Mostly because this project was just me and Awkward so there was no room on the new project for a lot of those songs. If I didnt put them out I would have ended up sitting on them for two years. Also..I make a shit ton of songs…I found some songs today that I forgot I made.
Always better to get the work out in my opinion. What do you think about it?

Your track with Serengeti, “Universe Man” seems to take on a rather satirical or ironic tone—bringing in pop-culture references such as The Situation and Mark Ruffalo. What’s the story behind the track and what was it like working with Serengeti, another extremely smart,
talented rapper?

We broke down the entire song, layer by layer here.

People should read that after they finish this. Is that an unfair strain on people’s attention spans? I dont think so. It’s just one thing to remember to do while you’re doing something else.

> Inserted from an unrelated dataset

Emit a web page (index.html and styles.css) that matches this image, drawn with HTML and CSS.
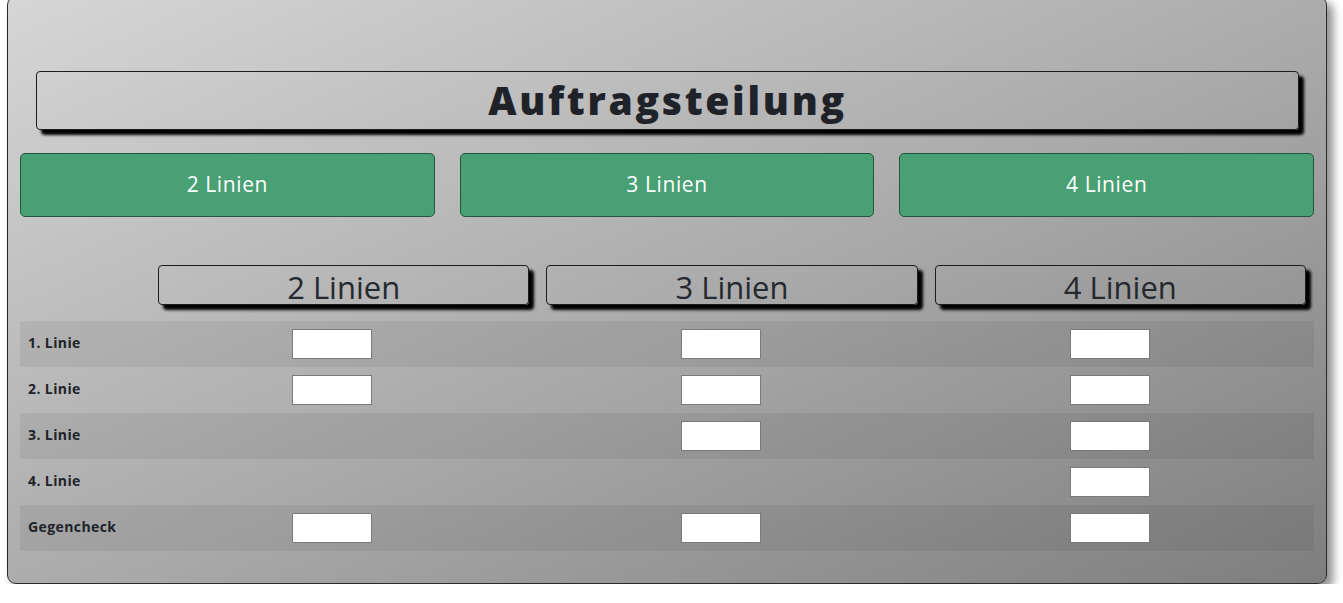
FILE: index.html
```html
<!DOCTYPE html>
<html lang="de">
<head>
<meta charset="utf-8">
<title>Auftragsteilung</title>
<link rel="stylesheet" href="styles.css">
</head>
<body>
<div class="panel">
  <div class="title-box"><h1 class="title">Auftragsteilung</h1></div>
  <div class="btn-row">
    <button class="btn">2 Linien</button>
    <button class="btn">3 Linien</button>
    <button class="btn">4 Linien</button>
  </div>
  <div class="head-row">
    <div class="col-head">2 Linien</div>
    <div class="col-head">3 Linien</div>
    <div class="col-head">4 Linien</div>
  </div>
  <div class="table">
    <div class="row odd">
      <div class="label">1. Linie</div>
      <div class="cell"><input class="field" type="text"></div>
      <div class="cell"><input class="field" type="text"></div>
      <div class="cell"><input class="field" type="text"></div>
    </div>
    <div class="row">
      <div class="label">2. Linie</div>
      <div class="cell"><input class="field" type="text"></div>
      <div class="cell"><input class="field" type="text"></div>
      <div class="cell"><input class="field" type="text"></div>
    </div>
    <div class="row odd">
      <div class="label">3. Linie</div>
      <div class="cell"></div>
      <div class="cell"><input class="field" type="text"></div>
      <div class="cell"><input class="field" type="text"></div>
    </div>
    <div class="row">
      <div class="label">4. Linie</div>
      <div class="cell"></div>
      <div class="cell"></div>
      <div class="cell"><input class="field" type="text"></div>
    </div>
    <div class="row odd">
      <div class="label">Gegencheck</div>
      <div class="cell"><input class="field" type="text"></div>
      <div class="cell"><input class="field" type="text"></div>
      <div class="cell"><input class="field" type="text"></div>
    </div>
  </div>
</div>
</body>
</html>
```

FILE: styles.css
```css
html, body {
  margin: 0;
  padding: 0;
  background: #ffffff;
}

body {
  font-family: "Open Sans", "Noto Sans", sans-serif;
  color: #222429;
}

.panel {
  box-sizing: border-box;
  width: 1320px;
  height: 588px;
  margin: -4px 0 0 7px;
  padding: 74px 12px 0 12px;
  border: 1px solid #2a2a2a;
  border-radius: 9px;
  background: linear-gradient(to bottom right, #d6d6d6 0%, #a8a8a8 55%, #7e7e7e 100%);
  box-shadow: 6px 6px 10px rgba(0, 0, 0, 0.45);
}

.title-box {
  box-sizing: border-box;
  height: 59px;
  margin: 0 15px 0 16px;
  border: 1px solid #1c1c1c;
  border-radius: 4px;
  box-shadow: 5px 5px 3px #000000;
  display: flex;
  align-items: center;
  justify-content: center;
}

.title {
  margin: 0;
  font-size: 39px;
  font-weight: 800;
  letter-spacing: 2.7px;
  line-height: 1;
  padding-bottom: 3px;
  color: #1f2329;
}

.btn-row {
  display: flex;
  gap: 25px;
  margin-top: 23px;
}

.btn {
  flex: 1;
  height: 64px;
  margin: 0;
  border: 1px solid #24563c;
  border-radius: 5px;
  background: #48a074;
  color: #ffffff;
  font-family: "Open Sans", "Noto Sans", sans-serif;
  font-size: 21px;
  letter-spacing: 0.6px;
  padding: 0 0 2px 0;
}

.head-row {
  display: flex;
  gap: 17px;
  margin: 48px 8px 0 138px;
}

.col-head {
  flex: 1;
  box-sizing: border-box;
  height: 40px;
  border: 1px solid #1c1c1c;
  border-radius: 4px;
  box-shadow: 5px 5px 3px #000000;
  font-size: 31px;
  font-weight: 500;
  line-height: 42px;
  text-align: center;
  color: #25282d;
  white-space: nowrap;
}

.table {
  margin-top: 16px;
}

.row {
  display: grid;
  grid-template-columns: 117px 389px 389px 389px;
  height: 46px;
  align-items: center;
}

.row.odd {
  background: rgba(0, 0, 0, 0.06);
}

.label {
  padding-left: 8px;
  font-size: 14px;
  font-weight: 700;
  letter-spacing: 0.4px;
  padding-bottom: 4px;
  color: #202328;
}

.cell {
  display: flex;
  justify-content: center;
}

.field {
  box-sizing: border-box;
  width: 80px;
  height: 30px;
  margin: 0;
  padding: 0;
  border: 1px solid #7a7a7a;
  background: #ffffff;
}
```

Anyway the song is the ravings of a mad man that reminds people to do all the dumb important shit that they forget to do like read that link after they finish reading this interview.

“Your Back Pack Past” is a hilarious take on the oft-shifting personas of former “back pack rappers.” Did a particular character inspire this portrayal or is it more of a culmination of various artists?

Shit man, it ain’t just the artists…it’s the writers, the consumers,
everybody..I tried to put all of that in there. There’s guys on web forums that have KRS-One names but only like new world struggle rap and the finest of trap music today. Btw, I officially think white people like trap music more than black people do now. It’s official.

“Free-Writing Exercise” with Nocando features the line “Don’t date on the scene/Cuz some of these young groupie girls ate the Blowdian yogurt.” What’s your association with Project Blowed—I know you work with both Busdriver and Nocando, but other than that, do you associate with the crew?

Of course…I’ve made stuff and toured with Aceyalone, Abstract Rude, Ellay Khule, Acid Reign…That’s all my family…2mex randomly hopped in the car with me and VerBS for a vegas show this week.

You went to Uganda with Ras G… How was that? Did it influence 4NML HSPTL at all? In what ways did your music benefit from the trip, and will we be hearing more about the trip in the future?

It was intense. That’s what i’ve decided to say about it. its the best way to encapsulate the range of experiences we had out there. At some points I was bored out of my skull at others I thought I might die.

How did the collaboration with Danny Brown on “Cobra Commander” come about?

He said something nice about me on the Twitter. We started talking that way.

 What’s next for you?

Making stuff with Blockhead mostly…and touring lots…All the while trying to figure out this indie rap math problem.